É que a primeira imagem, que mostra a defensora “em casa, mas na audiência”, é de um domingo (27 de janeiro deste ano), quando é permitido por lei a defensores, promotores e advogados realizar as audiências em esquema de plantão, por videoconferência, de casa ou de onde bem entenderem, conforme a própria defensora explica, na ação judicial que move contra os parlamentares do MBL:

“Todavia, a Autora retratou, por via do seu instagram pessoal, a excepcionalidade daquele domingo de manhã: fazia audiência de custódia em regime de plantão, por videoconferência. Frise-se que o Procurador da República também participou da audiência de sua residência, por videoconferência, conforme prática comum do Tribunal Regional Federal da 3ª Região durante os plantões”.

No processo que move contra Kim e Holiday, a defensora anexou uma cópia integral da postagem, mostrando a sua data, que foi retirada da imagem na publicação do MBL News:

Quanto à segunda imagem utilizada, são fotos aleatórias da defensora federal, tiradas fora de seu horário de trabalho, muitas delas em períodos de férias, que em nada podem ajudar a sustentar a exótica tese do MBL, de que os defensores federais “tem (SIC) autorização para estarem em férias contínuas pelo mundo”.

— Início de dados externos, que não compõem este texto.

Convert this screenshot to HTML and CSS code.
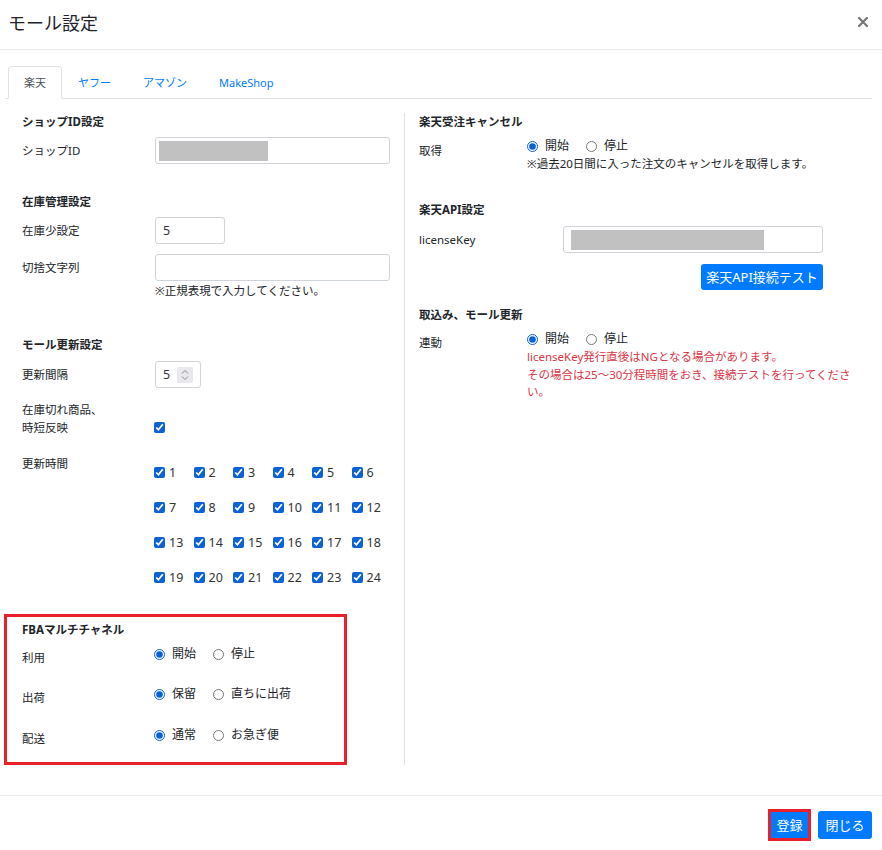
FILE: index.html
```html
<!DOCTYPE html>
<html lang="ja">
<head>
  <meta charset="UTF-8" />
  <title>モール設定</title>
  <link rel="stylesheet" href="styles.css">
</head>
<body>

<div class="modal-header">
  <h1 class="modal-title">モール設定</h1>
  <span class="close">
    <svg width="10" height="10" viewBox="0 0 10 10"><path d="M1 1 L9 9 M9 1 L1 9" stroke="#777" stroke-width="2.2" stroke-linecap="square"/></svg>
  </span>
</div>

<div class="tabs">
  <div class="tab active">楽天</div>
  <div class="tab">ヤフー</div>
  <div class="tab">アマゾン</div>
  <div class="tab">MakeShop</div>
</div>

<div class="pane-row">
  <!-- left column -->
  <div class="col-left">
    <h3 class="heading">ショップID設定</h3>
    <div class="form-row mt6">
      <div class="label">ショップID</div>
      <div class="field field-wide"><span class="mask mask-shop"></span></div>
    </div>

    <h3 class="heading mt29">在庫管理設定</h3>
    <div class="form-row mt6">
      <div class="label">在庫少設定</div>
      <div class="field field-short"><span class="value">5</span></div>
    </div>
    <div class="form-row mt10">
      <div class="label">切捨文字列</div>
      <div class="field field-wide"></div>
    </div>
    <div class="note-left">※正規表現で入力してください。</div>

    <h3 class="heading mt36">モール更新設定</h3>
    <div class="form-row mt7">
      <div class="label">更新間隔</div>
      <div class="field field-num">
        <span class="value">5</span>
        <span class="spinner">
          <svg width="16" height="16" viewBox="0 0 16 16"><path d="M5 6.5 L8 3.5 L11 6.5 M5 9.5 L8 12.5 L11 9.5" fill="none" stroke="#8a8a8a" stroke-width="1"/></svg>
        </span>
      </div>
    </div>
    <div class="form-row top mt13">
      <div class="label">在庫切れ商品、<br>時短反映</div>
      <input type="checkbox" class="check check-stock" checked>
    </div>
    <div class="form-row top mt18">
      <div class="label">更新時間</div>
      <div class="hours">
        <label class="hour"><input type="checkbox" class="check" checked>1</label>
        <label class="hour"><input type="checkbox" class="check" checked>2</label>
        <label class="hour"><input type="checkbox" class="check" checked>3</label>
        <label class="hour"><input type="checkbox" class="check" checked>4</label>
        <label class="hour"><input type="checkbox" class="check" checked>5</label>
        <label class="hour"><input type="checkbox" class="check" checked>6</label>
        <label class="hour"><input type="checkbox" class="check" checked>7</label>
        <label class="hour"><input type="checkbox" class="check" checked>8</label>
        <label class="hour"><input type="checkbox" class="check" checked>9</label>
        <label class="hour"><input type="checkbox" class="check" checked>10</label>
        <label class="hour"><input type="checkbox" class="check" checked>11</label>
        <label class="hour"><input type="checkbox" class="check" checked>12</label>
        <label class="hour"><input type="checkbox" class="check" checked>13</label>
        <label class="hour"><input type="checkbox" class="check" checked>14</label>
        <label class="hour"><input type="checkbox" class="check" checked>15</label>
        <label class="hour"><input type="checkbox" class="check" checked>16</label>
        <label class="hour"><input type="checkbox" class="check" checked>17</label>
        <label class="hour"><input type="checkbox" class="check" checked>18</label>
        <label class="hour"><input type="checkbox" class="check" checked>19</label>
        <label class="hour"><input type="checkbox" class="check" checked>20</label>
        <label class="hour"><input type="checkbox" class="check" checked>21</label>
        <label class="hour"><input type="checkbox" class="check" checked>22</label>
        <label class="hour"><input type="checkbox" class="check" checked>23</label>
        <label class="hour"><input type="checkbox" class="check" checked>24</label>
      </div>
    </div>

    <div class="fba">
      <h3 class="heading">FBAマルチチャネル</h3>
      <div class="fba-row mt6">
        <div class="label fba-label">利用</div>
        <div class="radios">
          <label class="radio-opt"><input type="radio" name="fba-use" class="radio" checked>開始</label>
          <label class="radio-opt"><input type="radio" name="fba-use" class="radio">停止</label>
        </div>
      </div>
      <div class="fba-row mt18">
        <div class="label fba-label">出荷</div>
        <div class="radios">
          <label class="radio-opt"><input type="radio" name="fba-ship" class="radio" checked>保留</label>
          <label class="radio-opt"><input type="radio" name="fba-ship" class="radio">直ちに出荷</label>
        </div>
      </div>
      <div class="fba-row mt19">
        <div class="label fba-label">配送</div>
        <div class="radios">
          <label class="radio-opt"><input type="radio" name="fba-speed" class="radio" checked>通常</label>
          <label class="radio-opt"><input type="radio" name="fba-speed" class="radio">お急ぎ便</label>
        </div>
      </div>
    </div>
  </div>

  <!-- right column -->
  <div class="col-right">
    <h3 class="heading">楽天受注キャンセル</h3>
    <div class="form-row top mt6">
      <div class="label label-r lbl-offset5">取得</div>
      <div>
        <div class="radios">
          <label class="radio-opt"><input type="radio" name="cancel" class="radio" checked>開始</label>
          <label class="radio-opt"><input type="radio" name="cancel" class="radio">停止</label>
        </div>
        <div class="note">※過去20日間に入った注文のキャンセルを取得します。</div>
      </div>
    </div>

    <h3 class="heading mt28">楽天API設定</h3>
    <div class="form-row mt7">
      <div class="label label-key">licenseKey</div>
      <div class="field field-key"><span class="mask mask-key"></span></div>
    </div>
    <div class="api-btn-row">
      <button class="btn btn-api">楽天API接続テスト</button>
    </div>

    <h3 class="heading mt16">取込み、モール更新</h3>
    <div class="form-row top mt6">
      <div class="label label-r lbl-offset4">連動</div>
      <div>
        <div class="radios">
          <label class="radio-opt"><input type="radio" name="link" class="radio" checked>開始</label>
          <label class="radio-opt"><input type="radio" name="link" class="radio">停止</label>
        </div>
        <div class="note-red">licenseKey発行直後はNGとなる場合があります。<br>その場合は25～30分程時間をおき、接続テストを行ってくださ<br>い。</div>
      </div>
    </div>
  </div>
</div>

<div class="modal-footer">
  <button class="btn btn-register">登録</button>
  <button class="btn btn-close">閉じる</button>
</div>

</body>
</html>
```

FILE: styles.css
```css
body {
  margin: 0;
  font-family: 'Noto Sans', 'Noto Sans CJK JP', sans-serif;
  font-size: 11.5px;
  line-height: 18px;
  color: #212529;
  background: #fff;
}
.modal-header {
  display: flex;
  justify-content: space-between;
  align-items: center;
  height: 50px;
  box-sizing: border-box;
  padding: 0 14px 4px 8px;
  border-bottom: 1px solid #e9ecef;
}
.modal-title {
  margin: 0;
  font-size: 18px;
  font-weight: normal;
  line-height: 24px;
}
.close {
  display: flex;
  margin-top: -1px;
}
.tabs {
  display: flex;
  margin: 16px 10px 0 5px;
  padding-left: 3px;
  border-bottom: 1px solid #dee2e6;
}
.tab {
  padding: 8px 15px;
  font-size: 11px;
  line-height: 15px;
  color: #007bff;
  border: 1px solid transparent;
  border-radius: 4px 4px 0 0;
  margin-bottom: -1px;
}
.tab.active {
  color: #495057;
  background: #fff;
  border-color: #dee2e6 #dee2e6 #fff;
}
.pane-row {
  display: flex;
  margin: 14px 0 0 4px;
}
.col-left {
  width: 400px;
  box-sizing: border-box;
  padding: 0 14px 0 18px;
}
.col-right {
  border-left: 1px solid #dee2e6;
  padding-left: 14px;
  width: 440px;
}
.heading {
  margin: 0;
  font-size: 11.5px;
  font-weight: bold;
  line-height: 18px;
}
.form-row {
  display: flex;
  align-items: center;
}
.form-row.top {
  align-items: flex-start;
}
.label {
  width: 133px;
  flex-shrink: 0;
}
.label-r {
  width: 108px;
}
.label-key {
  width: 144px;
}
.lbl-offset5 {
  margin-top: 5px;
}
.lbl-offset4 {
  margin-top: 4px;
}
.mt6 { margin-top: 6px; }
.mt7 { margin-top: 7px; }
.mt10 { margin-top: 10px; }
.mt13 { margin-top: 13px; }
.mt16 { margin-top: 16px; }
.mt18 { margin-top: 18px; }
.mt19 { margin-top: 19px; }
.mt28 { margin-top: 28px; }
.mt29 { margin-top: 29px; }
.mt36 { margin-top: 36px; }

.field {
  display: flex;
  align-items: center;
  box-sizing: border-box;
  height: 27px;
  border: 1px solid #ced4da;
  border-radius: 3px;
  padding: 0 3px;
  background: #fff;
}
.field-wide {
  width: 235px;
}
.field-short {
  width: 70px;
  padding-left: 7px;
}
.field-num {
  width: 46px;
  padding-left: 7px;
}
.field-key {
  width: 260px;
  height: 27px;
  padding-left: 7px;
}
.value {
  font-size: 12.5px;
  color: #333;
}
.spinner {
  display: flex;
  margin-left: 7px;
  background: #e9e9ed;
  border-radius: 2px;
}
.mask {
  display: block;
  height: 20px;
  background: #c1c1c1;
}
.mask-shop {
  width: 109px;
}
.mask-key {
  width: 193px;
}
.note-left {
  margin: 1px 0 0 133px;
}
.check {
  width: 11px;
  height: 11px;
  margin: 0;
  accent-color: #0b62d6;
}
.check-stock {
  margin-top: 21px;
  margin-left: -1px;
}
.hours {
  display: grid;
  grid-template-columns: repeat(6, 39.5px);
  grid-auto-rows: 35px;
  align-items: center;
  margin-left: -1px;
}
.hour {
  display: flex;
  align-items: center;
  gap: 4px;
  font-size: 12.5px;
  color: #333;
}
.fba {
  margin: 19px 0 0 -18px;
  width: 343px;
  box-sizing: border-box;
  border: 3px solid #e8202a;
  padding: 4px 0 14px 15px;
}
.fba-row {
  display: flex;
  align-items: flex-start;
}
.fba-label {
  width: 132px;
  margin-top: 4px;
}
.radios {
  display: flex;
  align-items: center;
  font-size: 12px;
  line-height: 18px;
}
.radio-opt {
  display: flex;
  align-items: center;
  gap: 7px;
  margin-right: 17px;
}
.radio {
  width: 11px;
  height: 11px;
  margin: 0;
  accent-color: #0b62d6;
}
.note {
  line-height: 18px;
}
.note-red {
  color: #dc3545;
  line-height: 17.5px;
}
.api-btn-row {
  width: 404px;
  display: flex;
  justify-content: flex-end;
  margin-top: 11px;
}
.btn {
  background: #007bff;
  color: #fff;
  border: none;
  border-radius: 3px;
  font-family: inherit;
  font-size: 13px;
  line-height: 18px;
  padding: 0;
  cursor: pointer;
}
.btn-api {
  width: 122px;
  height: 26px;
}
.modal-footer {
  display: flex;
  justify-content: flex-end;
  align-items: center;
  gap: 7px;
  margin-top: 30px;
  padding: 13px 10px 0;
  border-top: 1px solid #e9ecef;
}
.btn-register {
  width: 43px;
  height: 32px;
  box-sizing: border-box;
  border: 3px solid #e8202a;
  border-radius: 0;
}
.btn-close {
  width: 54px;
  height: 28px;
}
```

Agora, Kim e Holiday, que não foram encontrados pelo DCM para comentar o caso até a publicação desta reportagem, têm 15 dias para explicar na Justiça por que acham que não devem ser condenados a pagar indenização por danos morais, e por que acham que este tipo de “reportagem” é compatível com o padrão de qualidade que consideram aceitável para algo que se pretende chamar material jornalístico.